### INSTRUCTION
Without the pictures, return all of the material exactly as written.

Start

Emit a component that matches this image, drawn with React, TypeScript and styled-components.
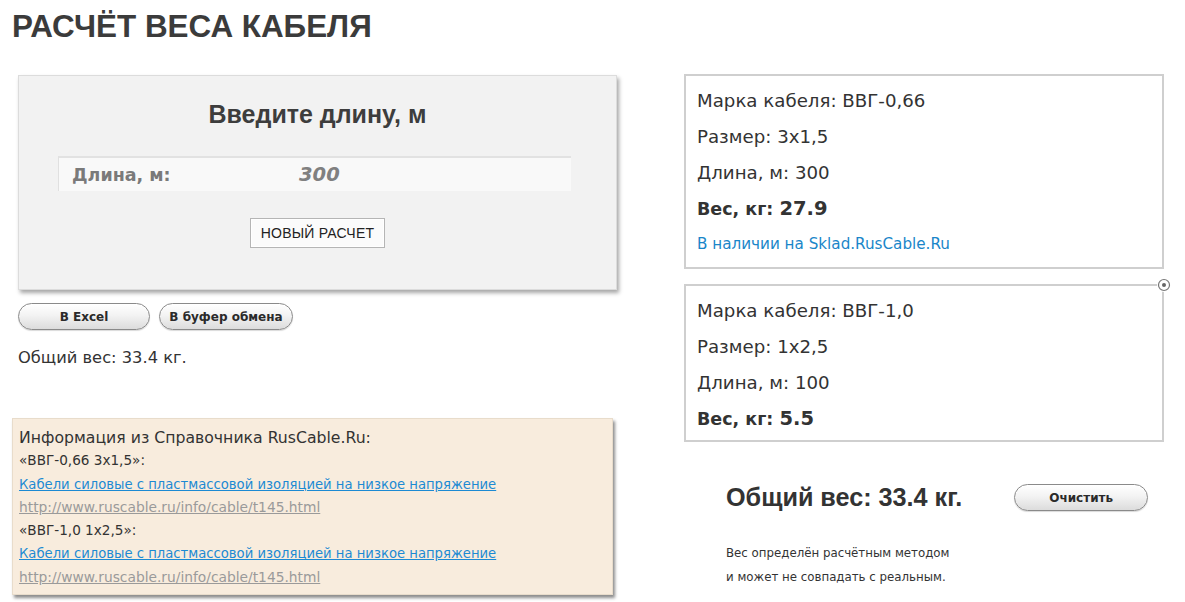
import React from "react";
import styled, { createGlobalStyle } from "styled-components";

const Global = createGlobalStyle`
  html, body { margin: 0; padding: 0; background: #fff; }
  body { font-family: "DejaVu Sans", Verdana, sans-serif; color: #333; }
  * { box-sizing: border-box; }
`;

const Page = styled.div`
  display: flex;
  align-items: flex-start;
  gap: 67px;
  padding: 0 0 0 12px;
  width: 1185px;
  height: 602px;
  overflow: hidden;
`;

const LeftCol = styled.div`
  width: 605px;
  display: flex;
  flex-direction: column;
`;

const RightCol = styled.div`
  width: 480px;
  display: flex;
  flex-direction: column;
  padding-top: 74px;
`;

const Title = styled.h1`
  margin: 10px 0 0 0;
  font-family: "Liberation Sans", Arial, sans-serif;
  font-weight: bold;
  font-size: 31.4px;
  line-height: 34px;
  color: #3b3b3b;
`;

const CalcBox = styled.div`
  margin: 31px 0 0 6px;
  width: 599px;
  height: 215px;
  background: #f2f2f2;
  border: 1px solid #dcdcdc;
  box-shadow: 2px 3px 4px rgba(0, 0, 0, 0.35);
  display: flex;
  flex-direction: column;
  align-items: center;
`;

const CalcHeading = styled.div`
  margin-top: 23px;
  font-family: "Liberation Sans", Arial, sans-serif;
  font-weight: bold;
  font-size: 25px;
  line-height: 30px;
  color: #3d3d3d;
`;

const InputRow = styled.div`
  margin-top: 27px;
  align-self: flex-start;
  margin-left: 39px;
  width: 513px;
  height: 35px;
  background: #f9f9f9;
  border-top: 2px solid #e2e2e2;
  border-left: 1px solid #e0e0e0;
  display: flex;
  align-items: center;
  padding-left: 13px;
`;

const InputLabel = styled.span`
  width: 227px;
  font-weight: bold;
  font-size: 17.5px;
  color: #7a7a7a;
`;

const InputValue = styled.span`
  font-weight: bold;
  font-style: italic;
  font-size: 19.5px;
  color: #808080;
`;

const SquareButton = styled.button`
  margin-top: 27px;
  height: 30px;
  padding: 0 10px;
  background: #fbfbfb;
  border: 1px solid #b5b5b5;
  box-shadow: inset 0 0 0 1px #fff;
  font-family: "Liberation Sans", Arial, sans-serif;
  font-size: 14px;
  color: #222;
  letter-spacing: 0.2px;
`;

const PillRow = styled.div`
  margin: 13px 0 0 6px;
  display: flex;
  gap: 9px;
`;

const PillButton = styled.button<{ $w: number }>`
  width: ${(p) => p.$w}px;
  height: 27px;
  border-radius: 14px;
  border: 1px solid #8a8a8a;
  background: linear-gradient(#ffffff 0%, #f3f3f3 45%, #dcdcdc 100%);
  box-shadow: inset 0 1px 0 #fff, 0 1px 1px rgba(0, 0, 0, 0.15);
  font-family: "DejaVu Sans", Verdana, sans-serif;
  font-size: 12px;
  font-weight: bold;
  color: #2a2a2a;
  padding: 0;
`;

const SmallTotal = styled.div`
  margin: 16px 0 0 6px;
  font-size: 16.3px;
  line-height: 24px;
  color: #333;
`;

const InfoBox = styled.div`
  margin-top: 48px;
  width: 601px;
  height: 177px;
  background: #f8ecdd;
  border: 1px solid #e8dccb;
  box-shadow: 2px 3px 3px rgba(0, 0, 0, 0.45);
  padding: 7px 0 0 6px;
  font-size: 13.6px;
  line-height: 23.3px;
  color: #333;
`;

const InfoTitle = styled.div`
  font-size: 15.7px;
`;

const InfoLine = styled.div``;

const InfoLink = styled.a<{ $muted?: boolean }>`
  display: block;
  color: ${(p) => (p.$muted ? "#9a9a9a" : "#1c8ad3")};
  text-decoration: underline;
  font-size: ${(p) => (p.$muted ? "13.8px" : "13.2px")};
`;

const Card = styled.div<{ $h: number }>`
  position: relative;
  width: 480px;
  height: ${(p) => p.$h}px;
  border: 2px solid #cfcfcf;
  padding: 7px 0 0 11px;
  font-size: 18.2px;
  line-height: 36px;
  color: #333;
  & + & {
    margin-top: 15px;
  }
`;

const CardLine = styled.div<{ $bold?: boolean }>`
  font-weight: ${(p) => (p.$bold ? "bold" : "normal")};
  font-size: ${(p) => (p.$bold ? "17.5px" : "inherit")};
`;

const BoldNum = styled.span`
  font-size: 19.5px;
`;

const CardLink = styled.a`
  display: block;
  font-size: 15.2px;
  line-height: 34px;
  color: #1a86c9;
  text-decoration: none;
`;

const CloseIcon = styled.span`
  position: absolute;
  top: -8px;
  right: -9px;
  width: 14px;
  height: 14px;
  background: #fff;
  border-radius: 50%;
  display: flex;
`;

const TotalRow = styled.div`
  margin: 41px 0 0 42px;
  display: flex;
  align-items: center;
  gap: 52px;
`;

const BigTotal = styled.div`
  font-family: "Liberation Sans", Arial, sans-serif;
  font-weight: bold;
  font-size: 25.2px;
  color: #333;
`;

const Note = styled.div`
  margin: 29px 0 0 42px;
  font-size: 11.8px;
  line-height: 24px;
  color: #333;
`;

export default function App() {
  return (
    <>
      <Global />
      <Page>
        <LeftCol>
          <Title>РАСЧЁТ ВЕСА КАБЕЛЯ</Title>
          <CalcBox>
            <CalcHeading>Введите длину, м</CalcHeading>
            <InputRow>
              <InputLabel>Длина, м:</InputLabel>
              <InputValue>300</InputValue>
            </InputRow>
            <SquareButton>НОВЫЙ РАСЧЕТ</SquareButton>
          </CalcBox>
          <PillRow>
            <PillButton $w={132}>В Excel</PillButton>
            <PillButton $w={134}>В буфер обмена</PillButton>
          </PillRow>
          <SmallTotal>Общий вес: 33.4 кг.</SmallTotal>
          <InfoBox>
            <InfoTitle>Информация из Справочника RusCable.Ru:</InfoTitle>
            <InfoLine>«ВВГ-0,66 3х1,5»:</InfoLine>
            <InfoLink href="#">Кабели силовые с пластмассовой изоляцией на низкое напряжение</InfoLink>
            <InfoLink href="#" $muted>http://www.ruscable.ru/info/cable/t145.html</InfoLink>
            <InfoLine>«ВВГ-1,0 1х2,5»:</InfoLine>
            <InfoLink href="#">Кабели силовые с пластмассовой изоляцией на низкое напряжение</InfoLink>
            <InfoLink href="#" $muted>http://www.ruscable.ru/info/cable/t145.html</InfoLink>
          </InfoBox>
        </LeftCol>
        <RightCol>
          <Card $h={195}>
            <CardLine>Марка кабеля: ВВГ-0,66</CardLine>
            <CardLine>Размер: 3х1,5</CardLine>
            <CardLine>Длина, м: 300</CardLine>
            <CardLine $bold>
              Вес, кг: <BoldNum>27.9</BoldNum>
            </CardLine>
            <CardLink href="#">В наличии на Sklad.RusCable.Ru</CardLink>
          </Card>
          <Card $h={158}>
            <CloseIcon>
              <svg width="14" height="14" viewBox="0 0 14 14">
                <circle cx="7" cy="7" r="5.5" fill="#fff" stroke="#777" strokeWidth="1.2" />
                <circle cx="7" cy="7" r="2" fill="#666" />
              </svg>
            </CloseIcon>
            <CardLine>Марка кабеля: ВВГ-1,0</CardLine>
            <CardLine>Размер: 1х2,5</CardLine>
            <CardLine>Длина, м: 100</CardLine>
            <CardLine $bold>
              Вес, кг: <BoldNum>5.5</BoldNum>
            </CardLine>
          </Card>
          <TotalRow>
            <BigTotal>Общий вес: 33.4 кг.</BigTotal>
            <PillButton $w={134}>Очистить</PillButton>
          </TotalRow>
          <Note>
            Вес определён расчётным методом
            <br />и может не совпадать с реальным.
          </Note>
        </RightCol>
      </Page>
    </>
  );
}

End

### ANSWER TO THE TASK
Emit a component that matches this image, drawn with React, TypeScript and styled-components.
import React from "react";
import styled, { createGlobalStyle } from "styled-components";

const Global = createGlobalStyle`
  html, body { margin: 0; padding: 0; background: #fff; }
  body { font-family: "DejaVu Sans", Verdana, sans-serif; color: #333; }
  * { box-sizing: border-box; }
`;

const Page = styled.div`
  display: flex;
  align-items: flex-start;
  gap: 67px;
  padding: 0 0 0 12px;
  width: 1185px;
  height: 602px;
  overflow: hidden;
`;

const LeftCol = styled.div`
  width: 605px;
  display: flex;
  flex-direction: column;
`;

const RightCol = styled.div`
  width: 480px;
  display: flex;
  flex-direction: column;
  padding-top: 74px;
`;

const Title = styled.h1`
  margin: 10px 0 0 0;
  font-family: "Liberation Sans", Arial, sans-serif;
  font-weight: bold;
  font-size: 31.4px;
  line-height: 34px;
  color: #3b3b3b;
`;

const CalcBox = styled.div`
  margin: 31px 0 0 6px;
  width: 599px;
  height: 215px;
  background: #f2f2f2;
  border: 1px solid #dcdcdc;
  box-shadow: 2px 3px 4px rgba(0, 0, 0, 0.35);
  display: flex;
  flex-direction: column;
  align-items: center;
`;

const CalcHeading = styled.div`
  margin-top: 23px;
  font-family: "Liberation Sans", Arial, sans-serif;
  font-weight: bold;
  font-size: 25px;
  line-height: 30px;
  color: #3d3d3d;
`;

const InputRow = styled.div`
  margin-top: 27px;
  align-self: flex-start;
  margin-left: 39px;
  width: 513px;
  height: 35px;
  background: #f9f9f9;
  border-top: 2px solid #e2e2e2;
  border-left: 1px solid #e0e0e0;
  display: flex;
  align-items: center;
  padding-left: 13px;
`;

const InputLabel = styled.span`
  width: 227px;
  font-weight: bold;
  font-size: 17.5px;
  color: #7a7a7a;
`;

const InputValue = styled.span`
  font-weight: bold;
  font-style: italic;
  font-size: 19.5px;
  color: #808080;
`;

const SquareButton = styled.button`
  margin-top: 27px;
  height: 30px;
  padding: 0 10px;
  background: #fbfbfb;
  border: 1px solid #b5b5b5;
  box-shadow: inset 0 0 0 1px #fff;
  font-family: "Liberation Sans", Arial, sans-serif;
  font-size: 14px;
  color: #222;
  letter-spacing: 0.2px;
`;

const PillRow = styled.div`
  margin: 13px 0 0 6px;
  display: flex;
  gap: 9px;
`;

const PillButton = styled.button<{ $w: number }>`
  width: ${(p) => p.$w}px;
  height: 27px;
  border-radius: 14px;
  border: 1px solid #8a8a8a;
  background: linear-gradient(#ffffff 0%, #f3f3f3 45%, #dcdcdc 100%);
  box-shadow: inset 0 1px 0 #fff, 0 1px 1px rgba(0, 0, 0, 0.15);
  font-family: "DejaVu Sans", Verdana, sans-serif;
  font-size: 12px;
  font-weight: bold;
  color: #2a2a2a;
  padding: 0;
`;

const SmallTotal = styled.div`
  margin: 16px 0 0 6px;
  font-size: 16.3px;
  line-height: 24px;
  color: #333;
`;

const InfoBox = styled.div`
  margin-top: 48px;
  width: 601px;
  height: 177px;
  background: #f8ecdd;
  border: 1px solid #e8dccb;
  box-shadow: 2px 3px 3px rgba(0, 0, 0, 0.45);
  padding: 7px 0 0 6px;
  font-size: 13.6px;
  line-height: 23.3px;
  color: #333;
`;

const InfoTitle = styled.div`
  font-size: 15.7px;
`;

const InfoLine = styled.div``;

const InfoLink = styled.a<{ $muted?: boolean }>`
  display: block;
  color: ${(p) => (p.$muted ? "#9a9a9a" : "#1c8ad3")};
  text-decoration: underline;
  font-size: ${(p) => (p.$muted ? "13.8px" : "13.2px")};
`;

const Card = styled.div<{ $h: number }>`
  position: relative;
  width: 480px;
  height: ${(p) => p.$h}px;
  border: 2px solid #cfcfcf;
  padding: 7px 0 0 11px;
  font-size: 18.2px;
  line-height: 36px;
  color: #333;
  & + & {
    margin-top: 15px;
  }
`;

const CardLine = styled.div<{ $bold?: boolean }>`
  font-weight: ${(p) => (p.$bold ? "bold" : "normal")};
  font-size: ${(p) => (p.$bold ? "17.5px" : "inherit")};
`;

const BoldNum = styled.span`
  font-size: 19.5px;
`;

const CardLink = styled.a`
  display: block;
  font-size: 15.2px;
  line-height: 34px;
  color: #1a86c9;
  text-decoration: none;
`;

const CloseIcon = styled.span`
  position: absolute;
  top: -8px;
  right: -9px;
  width: 14px;
  height: 14px;
  background: #fff;
  border-radius: 50%;
  display: flex;
`;

const TotalRow = styled.div`
  margin: 41px 0 0 42px;
  display: flex;
  align-items: center;
  gap: 52px;
`;

const BigTotal = styled.div`
  font-family: "Liberation Sans", Arial, sans-serif;
  font-weight: bold;
  font-size: 25.2px;
  color: #333;
`;

const Note = styled.div`
  margin: 29px 0 0 42px;
  font-size: 11.8px;
  line-height: 24px;
  color: #333;
`;

export default function App() {
  return (
    <>
      <Global />
      <Page>
        <LeftCol>
          <Title>РАСЧЁТ ВЕСА КАБЕЛЯ</Title>
          <CalcBox>
            <CalcHeading>Введите длину, м</CalcHeading>
            <InputRow>
              <InputLabel>Длина, м:</InputLabel>
              <InputValue>300</InputValue>
            </InputRow>
            <SquareButton>НОВЫЙ РАСЧЕТ</SquareButton>
          </CalcBox>
          <PillRow>
            <PillButton $w={132}>В Excel</PillButton>
            <PillButton $w={134}>В буфер обмена</PillButton>
          </PillRow>
          <SmallTotal>Общий вес: 33.4 кг.</SmallTotal>
          <InfoBox>
            <InfoTitle>Информация из Справочника RusCable.Ru:</InfoTitle>
            <InfoLine>«ВВГ-0,66 3х1,5»:</InfoLine>
            <InfoLink href="#">Кабели силовые с пластмассовой изоляцией на низкое напряжение</InfoLink>
            <InfoLink href="#" $muted>http://www.ruscable.ru/info/cable/t145.html</InfoLink>
            <InfoLine>«ВВГ-1,0 1х2,5»:</InfoLine>
            <InfoLink href="#">Кабели силовые с пластмассовой изоляцией на низкое напряжение</InfoLink>
            <InfoLink href="#" $muted>http://www.ruscable.ru/info/cable/t145.html</InfoLink>
          </InfoBox>
        </LeftCol>
        <RightCol>
          <Card $h={195}>
            <CardLine>Марка кабеля: ВВГ-0,66</CardLine>
            <CardLine>Размер: 3х1,5</CardLine>
            <CardLine>Длина, м: 300</CardLine>
            <CardLine $bold>
              Вес, кг: <BoldNum>27.9</BoldNum>
            </CardLine>
            <CardLink href="#">В наличии на Sklad.RusCable.Ru</CardLink>
          </Card>
          <Card $h={158}>
            <CloseIcon>
              <svg width="14" height="14" viewBox="0 0 14 14">
                <circle cx="7" cy="7" r="5.5" fill="#fff" stroke="#777" strokeWidth="1.2" />
                <circle cx="7" cy="7" r="2" fill="#666" />
              </svg>
            </CloseIcon>
            <CardLine>Марка кабеля: ВВГ-1,0</CardLine>
            <CardLine>Размер: 1х2,5</CardLine>
            <CardLine>Длина, м: 100</CardLine>
            <CardLine $bold>
              Вес, кг: <BoldNum>5.5</BoldNum>
            </CardLine>
          </Card>
          <TotalRow>
            <BigTotal>Общий вес: 33.4 кг.</BigTotal>
            <PillButton $w={134}>Очистить</PillButton>
          </TotalRow>
          <Note>
            Вес определён расчётным методом
            <br />и может не совпадать с реальным.
          </Note>
        </RightCol>
      </Page>
    </>
  );
}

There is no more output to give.